NSW Minister for Industrial Relations, John Della Bosca, said today the Howard Government should hang its head in shame for its role in the Tristar redundancy debacle which dragged on for more than 18 months.

Prolonged stress

'I am delighted these workers can now get their lives back on track - but the prolonged stress and anxiety endured by them and their families is a disgrace,' he said. 'John Howard, Peter Costello and Joe Hockey must be held accountable for the suffering experienced by these workers - under WorkChoices, the Commonwealth was unable to ensure a speedy and fair resolution to this dispute.'

Della Bosca said Workplace Relations Minister, Joe Hockey's attempts to take credit for the resolution are 'a joke'.

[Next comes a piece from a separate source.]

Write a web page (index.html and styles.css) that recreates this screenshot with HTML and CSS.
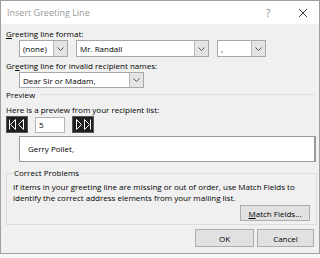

Prosecution continues: Ombudsman

Despite the payouts, Ombudsman, Nicholas Wilson confirmed that that the Federal workplace watchdog's prosecution of Tristar Steering and Suspension Pty Ltd (Tristar) will continue in the Federal Court of Australia over the company's alleged serious breaches of the Workplace Relations Act 1996.

Serious contravention

'While we are extremely pleased for the workers that Tristar has finally paid their full redundancy entitlements, the Federal Workplace Ombudsman is prosecuting Tristar because we allege that they have seriously contravened the workplace laws of this country and these late payments in no way changes that,' Wilson said. 'The Australian community is entitled to expect that employers will comply with workplace law in their relationships with their workers and the Federal Workplace Ombudsman will continue to enforce compliance with community expectations and the law.'

Avoid redundancy payouts

Tristar was accused of keeping its workforce sitting in its Sydney plant with nothing to do in an attempt to avoid large payments until the redundancy agreement ran out. Many of the employees had been with the company for more than 30 years.

The next hearing date will be on 5 February 2008 in the Federal Court of Australia in Sydney.